Logic in the East and the West

The article written by Nisbett in Chapter 7 of the book (please indicate the title of the whole book here) presents a clear idea of how logic exists differently in the East and the West. The discussion of the author presented various studies and various terms that have been used to support and weave together the different ideas.

The author’s terms are worth defining for these will clarify some portions of the study. First, there are French words included in the title and one should translate this into English terms to get a better picture of the article. Ce n’est pas logique translated to English would be “it is not logical.” Weaving it back to the title, it would then be “’It is not logical’ or ‘You’ve got a point there’?”

It is quite unsaid as to why the author used the language of French for the title. Second, the Latin phrase modus ponens also deserves some attention. In English, the term modes ponens is the method of affirming (“modus ponens and modus tollens”). Third, the word atypical would also be encountered and this is defined as “not conforming to the usual type or expected pattern” (“atypical”). It means the opposite of the typical argument.

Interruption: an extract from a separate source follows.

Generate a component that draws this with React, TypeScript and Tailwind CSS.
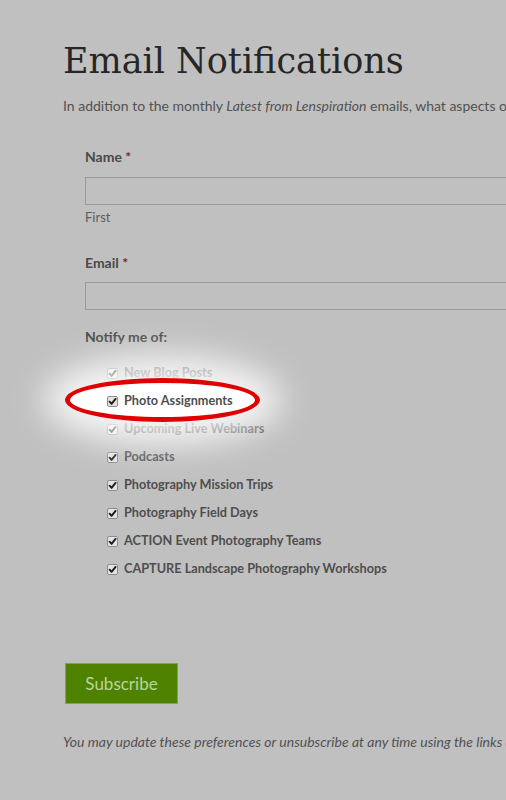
const options = [
  'New Blog Posts',
  'Photo Assignments',
  'Upcoming Live Webinars',
  'Podcasts',
  'Photography Mission Trips',
  'Photography Field Days',
  'ACTION Event Photography Teams',
  'CAPTURE Landscape Photography Workshops',
];

function Tick() {
  return (
    <span className="w-[11px] h-[11px] shrink-0 rounded-[2px] border border-[#8c8c8c] bg-[#e4e4e4] flex items-center justify-center">
      <svg width="9" height="9" viewBox="0 0 10 10">
        <path d="M1.8 5.2 L4 7.6 L8.4 2.2" stroke="#1e1e1e" strokeWidth="2.2" fill="none" strokeLinecap="round" strokeLinejoin="round" />
      </svg>
    </span>
  );
}

export default function App() {
  return (
    <div className="relative w-[506px] h-[800px] overflow-hidden bg-[#c0c0c0] pl-[63px] pt-[41px] font-['Lato','Liberation_Sans',sans-serif]">
      <h1 className="text-[35px] leading-[40px] text-[#262626] font-['DejaVu_Serif',serif] whitespace-nowrap">
        Email Notifications
      </h1>
      <p className="mt-[15px] text-[14px] leading-[20px] text-[#525252] whitespace-nowrap">
        In addition to the monthly <em>Latest from Lenspiration</em> emails, what aspects of Lenspiration would you like to hear about?
      </p>

      <div className="pl-[22px] pt-[31px]">
        <div className="text-[14px] leading-[20px] font-bold text-[#4a4a4a]">
          Name <span className="text-[#7a2a2a]">*</span>
        </div>
        <div className="mt-[10px] w-[440px] h-[28px] border border-[#9a9a9a]" />
        <div className="mt-[4px] text-[13px] leading-[16px] text-[#5e5e5e]">First</div>

        <div className="mt-[28px] text-[14px] leading-[20px] font-bold text-[#4a4a4a]">
          Email <span className="text-[#7a2a2a]">*</span>
        </div>
        <div className="mt-[9px] w-[440px] h-[28px] border border-[#9a9a9a]" />

        <div className="mt-[17px] text-[14px] leading-[20px] font-bold text-[#4a4a4a]">Notify me of:</div>

        <div className="mt-[12px] pl-[22px]">
          {options.map((o) => (
            <div
              key={o}
              className={`h-[28px] flex items-center gap-[6px] text-[12.7px] font-bold text-[#4e4e4e] whitespace-nowrap ${
                o === 'Photo Assignments' ? 'relative z-20' : ''
              }`}
            >
              <Tick />
              <span>{o}</span>
            </div>
          ))}
        </div>
      </div>

      <button className="mt-[80px] ml-[2px] w-[113px] h-[41px] bg-[#4f8200] border border-[#7fa64a] text-[17px] text-[#b9d69a]">
        Subscribe
      </button>

      <p className="mt-[28px] text-[14px] leading-[20px] italic text-[#525252] whitespace-nowrap">
        You may update these preferences or unsubscribe at any time using the links at the bottom of each email.
      </p>

      {/* highlight */}
      <div className="absolute left-[65px] top-[378px] w-[195px] h-[44px] rounded-[50%] bg-white border-[5px] border-[#e00000] z-10 shadow-[0_0_34px_22px_rgba(255,255,255,0.85)]" />
    </div>
  );
}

Going back to the topic of logic in the east and the west, the author posed several studies conducted before to support the current hypothesis that there is a difference in the existence of logic in the two regions. A study that was cited by the author was that of Ara Norenzayan, Edward E. Smith, Beom Jun Kim, and Nisbett, the author himself, showed that the insignificant interest for the study of logic in the East may be attributed to the “distrust of decontextualization…as well as a distaste for making inferences on the basis of underlying abstract propositions alone” (Nisbett 168).

This was not proven by only one study made by the same authors but actually two studies they did. To further support the results of the study, the authors administered survey methods to respondents who are Korean, European American, and Asian American.  In addition to this, Ara Norenzayan and Beom Jun Kim made a presumption “that East Asians would be less likely to have their beliefs moved in an unpleasant direction by pondering information that implied some desired outcomes” (Nisbett 172). To do this, they administered questionnaires to Korean and American respondents containing propositions. The result was that the Americans continued towards the negative ones and the Koreans avoided this (Nisbett 173).

The author used propositions and discussed it according to the logic that may be applied to it. For example, the deductive arguments “All birds have ulnar arteries, therefore all eagles have ulnar arteries” and “All birds have ulnar arteries, therefore all penguins have ulnar arteries” which the author used to show the persuasiveness of typical and atypical arguments for the different respondents (Nisbett 168-9). It was stated by the author that there is a difference on how convinced the Koreans are to typical arguments than atypical arguments compared to the European American and Asian American. The atypical argument for the previous deductive argument is the latter for penguins are not typically seen as birds.

Works Cited

“atypical.” Encarta Dictionaries. DVD. Redmond, WA: Microsoft, 2006.

“modus ponens and modus tollens.” Encyclopædia Britannica. 2008. Encyclopædia Britannica Online. 23 Mar. 2008  <http://www.britannica.com/eb/article-9372374>.

Nisbett, Richard. The Geography of Thought: How Asians and Westerners Think Differently…and Why. New York: The Free Press, 2003.